On the same day her aunt dies, Lorelie learns via national headlines that Rowan’s suicidal quest has ended in tragic-comic results (“West Virginia Man Aims for Grand Canyon and Misses”). Rowan is airlifted to a psych ward and Jack flies out to help him, leaving Lorelie to handle funeral arrangements and her family’s dysfunctional behavior—including a trip to the ER after her drunken sister, Clare, drives off a mountain. Lorelie is too numb to be more than mildly surprised when her husband shows up at the farm to drop off their cat and divorce papers, which she signs. Lorelie’s family, in a rare moment of solidarity, sends the husband packing.
In a heart-wrenching conversation the morning of the funeral, Lorelie gains insight into what drove her mother to lead the life she led. Lorelie pulls herself together to deliver the eulogy in which she speaks to the true meaning of family, of honoring the land, and the beauty and mystery of our ancestral ties. Lorelie is overjoyed when Jack shows up with Rowan, embarrassed and on crutches at the back of the church. Later, Lorelie learns her aunt willed the farm to her.

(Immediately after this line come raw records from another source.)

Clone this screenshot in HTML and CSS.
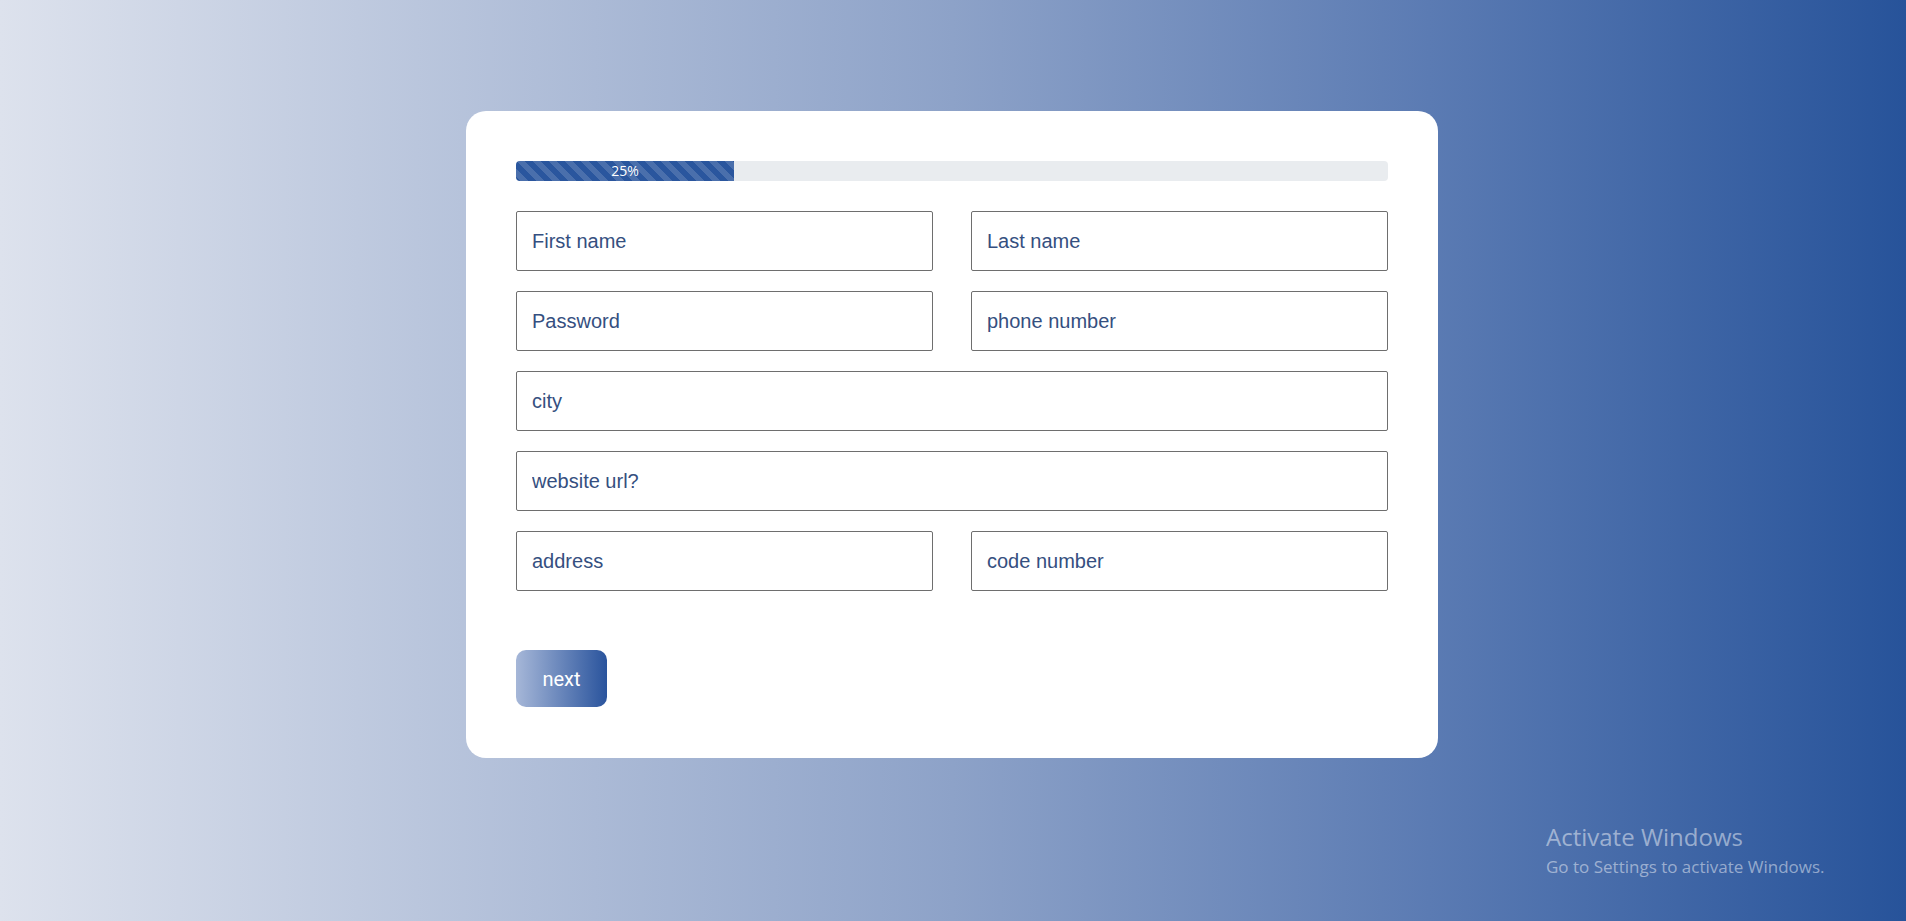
FILE: index.html
```html
<!DOCTYPE html>
<html lang="en">
<head>
<meta charset="utf-8">
<title>Form</title>
<link rel="stylesheet" href="styles.css">
</head>
<body>
<main class="page">
  <form class="card">
    <div class="progress">
      <div class="progress-fill" style="width:25%">25%</div>
    </div>
    <div class="fields">
      <input class="field" type="text" placeholder="First name">
      <input class="field" type="text" placeholder="Last name">
      <input class="field" type="password" placeholder="Password">
      <input class="field" type="text" placeholder="phone number">
      <input class="field wide" type="text" placeholder="city">
      <input class="field wide" type="text" placeholder="website url?">
      <input class="field" type="text" placeholder="address">
      <input class="field" type="text" placeholder="code number">
    </div>
    <button class="next" type="button">next</button>
  </form>
</main>
<div class="watermark">
  <div class="wm-title">Activate Windows</div>
  <div class="wm-sub">Go to Settings to activate Windows.</div>
</div>
</body>
</html>
```
FILE: styles.css
```css
html, body {
  margin: 0;
  padding: 0;
}
body {
  min-height: 100vh;
  background: linear-gradient(to right, #dde2ed 0%, #8da2c8 50%, #5b7bb3 75%, #27539a 100%);
  font-family: "Liberation Sans", Arial, sans-serif;
  overflow: hidden;
}
.page {
  display: flex;
  justify-content: center;
  padding-top: 111px;
  padding-right: 2px;
}
.card {
  width: 972px;
  box-sizing: border-box;
  padding: 50px 50px 51px;
  background: #ffffff;
  border-radius: 20px;
  display: flex;
  flex-direction: column;
  align-items: flex-start;
}
.progress {
  width: 100%;
  height: 20px;
  background: #e9ecef;
  border-radius: 4px;
  overflow: hidden;
  display: flex;
  margin-bottom: 30px;
}
.progress-fill {
  height: 100%;
  background-color: #2a569e;
  background-image: linear-gradient(45deg, rgba(255,255,255,.15) 25%, transparent 25%, transparent 50%, rgba(255,255,255,.15) 50%, rgba(255,255,255,.15) 75%, transparent 75%, transparent);
  background-size: 16px 16px;
  color: #ffffff;
  font-family: "Open Sans", "Noto Sans", sans-serif;
  font-size: 14px;
  line-height: 20px;
  text-align: center;
}
.fields {
  width: 100%;
  display: grid;
  grid-template-columns: 1fr 1fr;
  column-gap: 38px;
  row-gap: 20px;
}
.field {
  height: 60px;
  box-sizing: border-box;
  border: 1px solid #6e6e6e;
  border-radius: 2px;
  padding: 0 15px;
  font-family: "Liberation Sans", Arial, sans-serif;
  font-size: 20px;
  color: #354f80;
  background: #ffffff;
  outline: none;
  min-width: 0;
}
.field::placeholder {
  color: #354f80;
  opacity: 1;
}
.wide {
  grid-column: 1 / -1;
}
.next {
  margin-top: 59px;
  width: 91px;
  height: 57px;
  border: none;
  border-radius: 10px;
  background: linear-gradient(to right, #a6b7d8, #2a549d);
  color: #ffffff;
  font-family: Roboto, "Noto Sans", sans-serif;
  font-size: 20px;
  cursor: pointer;
  padding: 0;
}
.watermark {
  position: absolute;
  left: 1546px;
  top: 825px;
  color: rgba(255, 255, 255, 0.48);
  font-family: "Open Sans", "Noto Sans", sans-serif;
  line-height: 1;
}
.wm-title {
  font-size: 24px;
}
.wm-sub {
  font-size: 17px;
  margin-top: 9px;
}
```
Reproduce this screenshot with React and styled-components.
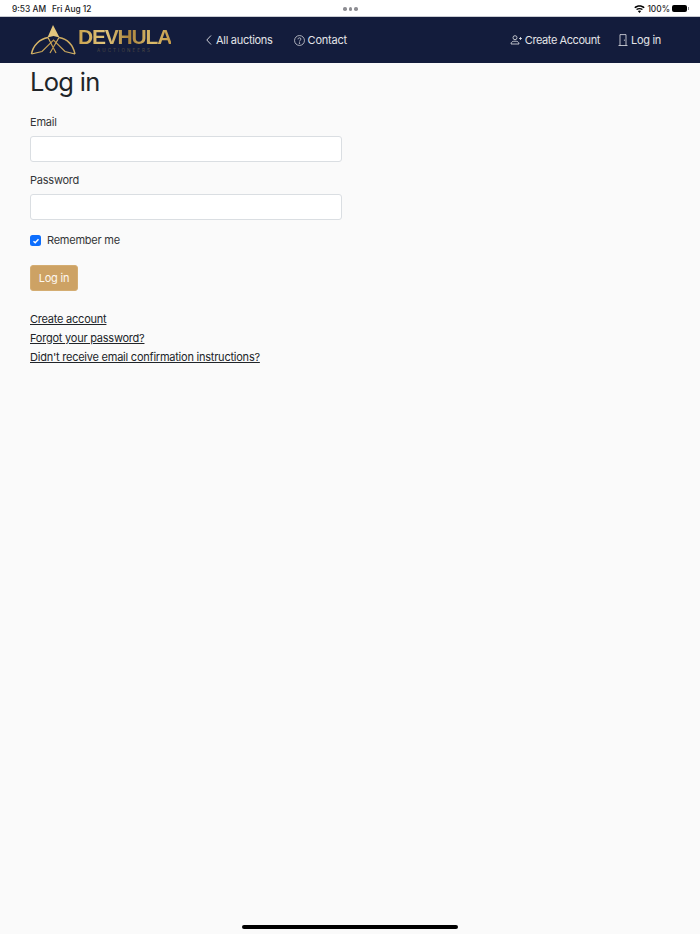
import React from 'react';
import styled, { createGlobalStyle } from 'styled-components';

const GlobalStyle = createGlobalStyle`
  html, body {
    margin: 0;
    padding: 0;
    background: #fafafa;
  }
  * {
    box-sizing: border-box;
  }
`;

const Page = styled.div`
  position: relative;
  display: flex;
  flex-direction: column;
  height: 934px;
  overflow: hidden;
  font-family: Inter, "Liberation Sans", sans-serif;
  color: #212529;
  background: #fafafa;
`;

const StatusBar = styled.div`
  position: relative;
  display: flex;
  align-items: center;
  justify-content: space-between;
  height: 17px;
  padding: 1px 10px 0 12px;
  background: #fff;
  border-bottom: 1px solid #c9ccd3;
  font-size: 8.4px;
  font-weight: 500;
  color: #1c1c1e;
`;

const StatusGroup = styled.div`
  display: flex;
  align-items: center;
  gap: ${(p) => p.$gap || 6}px;
`;

const Dots = styled.div`
  position: absolute;
  left: 343px;
  top: 7px;
  display: flex;
  gap: 2px;
`;

const Dot = styled.span`
  width: 3.5px;
  height: 3.5px;
  border-radius: 50%;
  background: #8e8e93;
`;

const Battery = styled.span`
  position: relative;
  width: 15px;
  height: 7px;
  border-radius: 2px;
  background: #000;
  margin-right: 3px;

  &::after {
    content: '';
    position: absolute;
    right: -2px;
    top: 2px;
    width: 1px;
    height: 3px;
    background: #8e8e93;
  }
`;

const Navbar = styled.nav`
  display: flex;
  align-items: center;
  height: 46px;
  padding: 0 39px 0 30px;
  background: #131c3c;
`;

const Brand = styled.a`
  display: flex;
  align-items: center;
  width: 175px;
  gap: 1px;
  text-decoration: none;
`;

const BrandText = styled.div`
  display: flex;
  flex-direction: column;
  align-items: center;
  margin-top: -1px;
`;

const BrandName = styled.span`
  font-family: "Liberation Sans", Arial, sans-serif;
  font-size: 21px;
  line-height: 20px;
  font-weight: 700;
  letter-spacing: -1.2px;
  background: linear-gradient(90deg, #c9a24e, #e3c67c 30%, #a8823c 55%, #dcbc6c 80%, #c39a4a);
  -webkit-background-clip: text;
  background-clip: text;
  color: transparent;
`;

const BrandSub = styled.span`
  margin-top: 1px;
  font-size: 4.5px;
  line-height: 5px;
  letter-spacing: 2.1px;
  color: #4d4a45;
`;

const NavLink = styled.a`
  display: flex;
  align-items: center;
  gap: ${(p) => p.$gap || 3}px;
  margin-right: ${(p) => p.$mr || 0}px;
  font-size: 11px;
  letter-spacing: ${(p) => p.$tight || -0.3}px;
  color: #e3e4e8;
  text-decoration: none;
  white-space: nowrap;
`;

const Spacer = styled.div`
  flex: 1;
`;

const Main = styled.main`
  width: 312px;
  margin-left: 30px;
`;

const Title = styled.h1`
  margin: 3px 0 17px;
  font-size: 25.5px;
  line-height: 32px;
  font-weight: 400;
  letter-spacing: -0.7px;
`;

const Field = styled.div`
  margin-bottom: 11px;
`;

const Label = styled.label`
  display: block;
  margin-bottom: 6px;
  font-size: 11px;
  letter-spacing: -0.23px;
  line-height: 15px;
  color: #333538;
`;

const Input = styled.input`
  display: block;
  width: 100%;
  height: 26px;
  padding: 0 9px;
  background: #fff;
  border: 1px solid #dadee2;
  border-radius: 3px;
  outline: none;
`;

const CheckRow = styled.label`
  display: flex;
  align-items: center;
  gap: 6px;
  margin-top: 13px;
  font-size: 11px;
  letter-spacing: -0.23px;
  line-height: 15px;
  color: #333538;
`;

const CheckBox = styled.span`
  display: flex;
  align-items: center;
  justify-content: center;
  width: 11px;
  height: 11px;
  border-radius: 2.5px;
  background: #0d6efd;
`;

const SubmitButton = styled.button`
  display: block;
  width: 48px;
  height: 26px;
  margin: 17px 0 21px;
  padding: 0;
  background: #cda264;
  border: 1px solid #d4ad72;
  border-radius: 3px;
  font-family: inherit;
  font-size: 11px;
  letter-spacing: -0.2px;
  color: #fdf8f0;
`;

const LinkList = styled.div`
  display: flex;
  flex-direction: column;
  align-items: flex-start;
  gap: 4px;
`;

const TextLink = styled.a`
  font-size: 11px;
  letter-spacing: -0.23px;
  line-height: 15px;
  color: #212529;
  text-decoration: underline;
`;

const HomeIndicator = styled.div`
  position: absolute;
  left: 242px;
  bottom: 5px;
  width: 216px;
  height: 4px;
  border-radius: 2px;
  background: #000;
`;

const LogoMark = () => (
  <svg width="47" height="32" viewBox="0 0 47 32" fill="none">
    <defs>
      <linearGradient id="gold" x1="0" y1="0" x2="1" y2="0">
        <stop offset="0" stopColor="#d9b766" />
        <stop offset="0.5" stopColor="#b8924a" />
        <stop offset="1" stopColor="#d8b86c" />
      </linearGradient>
    </defs>
    <path d="M23 1 L29.5 13.5 L23.5 12 L17.5 13.5 Z" fill="#e3c67e" />
    <path d="M1.5 30 C3 21 10 15 18 13.5" stroke="#d8b668" strokeWidth="1.5" />
    <path d="M29 13.5 C37 15 43 21 45 30" stroke="#cfac60" strokeWidth="1.5" />
    <path d="M1.5 30 L12 27.5 L23.5 16 L35 27.5 L45 30" stroke="url(#gold)" strokeWidth="1.2" />
    <path d="M18 13.5 L26 29 M29 13.5 L20 29" stroke="url(#gold)" strokeWidth="1.2" />
  </svg>
);

const ChevronIcon = () => (
  <svg width="8" height="12" viewBox="0 0 8 12" fill="none" stroke="#e3e4e8" strokeWidth="0.9">
    <path d="M6 1.5 L1.8 6 L6 10.5" />
  </svg>
);

const QuestionIcon = () => (
  <svg width="11" height="11" viewBox="0 0 12 12" fill="none" stroke="#e3e4e8" strokeWidth="0.8">
    <circle cx="6" cy="6" r="5.4" />
    <path d="M4.4 4.7 C4.4 3.6 5.1 3.1 6 3.1 C7 3.1 7.6 3.7 7.6 4.5 C7.6 5.6 6 5.7 6 7.1" />
    <circle cx="6" cy="8.8" r="0.4" fill="#e3e4e8" />
  </svg>
);

const PersonPlusIcon = () => (
  <svg width="12" height="10" viewBox="0 0 12 10" fill="none" stroke="#e3e4e8" strokeWidth="0.8">
    <circle cx="5" cy="2.7" r="2" />
    <path d="M1 9 C1 6.8 2.8 6.2 5 6.2 C7.2 6.2 9 6.8 9 9 Z" />
    <path d="M9 3.5 H12 M10.5 2 V5" />
  </svg>
);

const DoorIcon = () => (
  <svg width="10" height="12" viewBox="0 0 10 12" fill="none" stroke="#e3e4e8" strokeWidth="0.8">
    <path d="M0.5 11.5 H9.5 M2 11.5 V0.6 H8 V11.5" />
    <path d="M6.4 5.6 V6.8" />
  </svg>
);

const WifiIcon = () => (
  <svg width="11" height="8" viewBox="0 0 11 8" fill="#000">
    <path d="M5.5 8 L3.8 6 C4.8 5.2 6.2 5.2 7.2 6 Z" />
    <path d="M3 5.1 L2.1 4.1 C4.1 2.5 6.9 2.5 8.9 4.1 L8 5.1 C6.5 3.9 4.5 3.9 3 5.1 Z" />
    <path d="M1.3 3.2 L0.3 2.2 C3.3 -0.4 7.7 -0.4 10.7 2.2 L9.7 3.2 C7.3 1.1 3.7 1.1 1.3 3.2 Z" />
  </svg>
);

const CheckIcon = () => (
  <svg width="8" height="8" viewBox="0 0 8 8" fill="none" stroke="#fff" strokeWidth="1.4">
    <path d="M1.5 4.2 L3.2 5.8 L6.5 2.2" />
  </svg>
);

const App = () => {
  return (
    <>
      <GlobalStyle />
      <Page>
        <StatusBar>
          <StatusGroup>
            <span>9:53 AM</span>
            <span>Fri Aug 12</span>
          </StatusGroup>
          <Dots>
            <Dot />
            <Dot />
            <Dot />
          </Dots>
          <StatusGroup $gap={2}>
            <WifiIcon />
            <span>100%</span>
            <Battery />
          </StatusGroup>
        </StatusBar>
        <Navbar>
          <Brand href="#">
            <LogoMark />
            <BrandText>
              <BrandName>DEVHULA</BrandName>
              <BrandSub>AUCTIONEERS</BrandSub>
            </BrandText>
          </Brand>
          <NavLink href="#" $mr={21}>
            <ChevronIcon />
            All auctions
          </NavLink>
          <NavLink href="#" $gap={3} $tight={-0.2}>
            <QuestionIcon />
            Contact
          </NavLink>
          <Spacer />
          <NavLink href="#" $mr={18} $gap={3} $tight={-0.42}>
            <PersonPlusIcon />
            Create Account
          </NavLink>
          <NavLink href="#" $gap={3}>
            <DoorIcon />
            Log in
          </NavLink>
        </Navbar>
        <Main>
          <Title>Log in</Title>
          <Field>
            <Label>Email</Label>
            <Input type="email" />
          </Field>
          <Field>
            <Label>Password</Label>
            <Input type="password" />
          </Field>
          <CheckRow>
            <CheckBox>
              <CheckIcon />
            </CheckBox>
            Remember me
          </CheckRow>
          <SubmitButton>Log in</SubmitButton>
          <LinkList>
            <TextLink href="#">Create account</TextLink>
            <TextLink href="#">Forgot your password?</TextLink>
            <TextLink href="#">Didn't receive email confirmation instructions?</TextLink>
          </LinkList>
        </Main>
        <HomeIndicator />
      </Page>
    </>
  );
};

export default App;
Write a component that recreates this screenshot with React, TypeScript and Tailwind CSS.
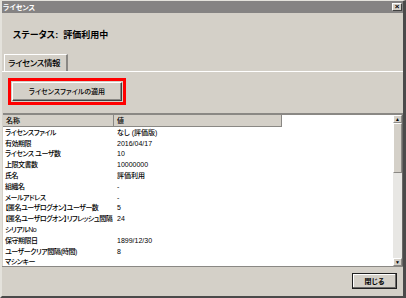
import React from 'react';

const rows: [string, string][] = [
  ['ライセンスファイル', 'なし (評価版)'],
  ['有効期限', '2016/04/17'],
  ['ライセンス ユーザ数', '10'],
  ['上限文書数', '10000000'],
  ['氏名', '評価利用'],
  ['組織名', '-'],
  ['メールアドレス', '-'],
  ['【匿名ユーザログオン】ユーザー数', '5'],
  ['【匿名ユーザログオン】リフレッシュ間隔', '24'],
  ['シリアルNo', ''],
  ['保守期限日', '1899/12/30'],
  ['ユーザークリア間隔(時間)', '8'],
  ['マシンキー', ''],
];

const font = "font-['Liberation_Sans','Noto_Sans_CJK_JP',sans-serif] [font-feature-settings:'palt']";

export default function App() {
  return (
    <div
      className={`flex h-[298px] w-[406px] flex-col border-t border-l-2 border-r-[3px] border-b-2 border-t-[#e4e2dc] border-l-[#e4e2dc] border-r-[#4a4a4a] border-b-[#4a4a4a] bg-[#d4d0c8] text-black ${font}`}
    >
      {/* Title bar */}
      <div className="flex h-[12px] items-center justify-between bg-[#858383] pl-[1px] pr-[1px]">
        <span className="text-[7px] font-bold leading-none text-white">ライセンス</span>
        <button className="flex h-[8px] w-[10px] items-center justify-center border border-t-white border-l-white border-r-[#404040] border-b-[#404040] bg-[#d4d0c8] text-[8px] font-bold leading-none text-black">
          ×
        </button>
      </div>

      {/* Status */}
      <div className="pl-[11px] pt-[18px] text-[9px] font-semibold leading-[9px]">
        ステータス:&nbsp;&nbsp;評価利用中
      </div>

      {/* Tab */}
      <div className="mt-[14px] flex pl-[2px]">
        <div className="flex h-[17px] w-[64px] items-center whitespace-nowrap border-t border-l border-r-2 border-t-white border-l-white border-r-[#8a8884] pl-[3px] text-[8.5px] font-medium leading-none tracking-[-0.4px]">
          ライセンス情報
        </div>
      </div>

      {/* Panel */}
      <div className="flex flex-1 flex-col border-t border-t-white">
        <div className="pl-[6px] pt-[6px]">
          <div className="h-[27px] w-[118px] border-[3px] border-[#ff0000] p-[1px]">
            <button className="flex h-full w-full items-center justify-center whitespace-nowrap border border-t-white border-l-white border-r-[#404040] border-b-[#404040] bg-[#d4d0c8] text-[7px] font-medium leading-none shadow-[inset_-1px_-1px_0_#8a8884]">
              ライセンスファイルの適用
            </button>
          </div>
        </div>

        {/* List */}
        <div className="mt-[8px] ml-[1px] flex h-[153px] border-t-2 border-t-[#8a8884] bg-white">
          <div className="flex-1 overflow-hidden">
            <div className="flex h-[12px] w-[279px] bg-[#d4d0c8] text-[7px] font-medium leading-none">
              <div className="flex w-[111px] items-center border-r border-b border-r-[#8a8884] border-b-[#8a8884] pl-[3px]">名称</div>
              <div className="flex flex-1 items-center border-r border-b border-r-[#8a8884] border-b-[#8a8884] pl-[3px]">値</div>
            </div>
            {rows.map(([k, v]) => (
              <div key={k} className="flex h-[10.8px] items-center text-[7px] font-medium leading-none">
                <div className="w-[114px] whitespace-nowrap pl-[2px] tracking-[-0.5px]">{k}</div>
                <div className="whitespace-nowrap">{v}</div>
              </div>
            ))}
          </div>
          {/* Scrollbar */}
          <div className="flex w-[9px] flex-col bg-[#e8e7e4]">
            <div className="flex h-[8px] items-center justify-center border border-t-white border-l-white border-r-[#8a8884] border-b-[#8a8884] bg-[#d4d0c8] text-[5px] leading-none">▲</div>
            <div className="h-[50px] border border-t-white border-l-white border-r-[#8a8884] border-b-[#8a8884] bg-[#d4d0c8]" />
            <div className="flex-1" />
            <div className="flex h-[8px] items-center justify-center border border-t-white border-l-white border-r-[#8a8884] border-b-[#8a8884] bg-[#d4d0c8] text-[5px] leading-none">▼</div>
          </div>
          <div className="w-[1px] bg-[#6a6866]" />
        </div>

        {/* Footer */}
        <div className="flex flex-1 items-start justify-end border-t border-t-[#8a8884] pr-[6px] pt-[6px]">
          <button className="flex h-[16px] w-[45px] items-center justify-center border border-[#202020] bg-[#d4d0c8] text-[7px] font-semibold leading-none shadow-[inset_-1px_-1px_0_#6a6866,inset_1px_1px_0_#ffffff]">
            閉じる
          </button>
        </div>
      </div>
    </div>
  );
}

One year later, Lorelie’s mother has died but they found a peaceful enough balance. Her father lives in a nearby town where she can keep an eye on him, and her sister Clare has dried out. Lorelie is working on her graduate degree via long-distance classes, running the farm with help from Rowan and preparing for her wedding. Lorelie dresses her infant daughter in a gift from the groom, Jack: a tiny replica of the dress and hat worn by the ancestor Lorelie resembles. The wedding will take place in the newly rebuilt spring house.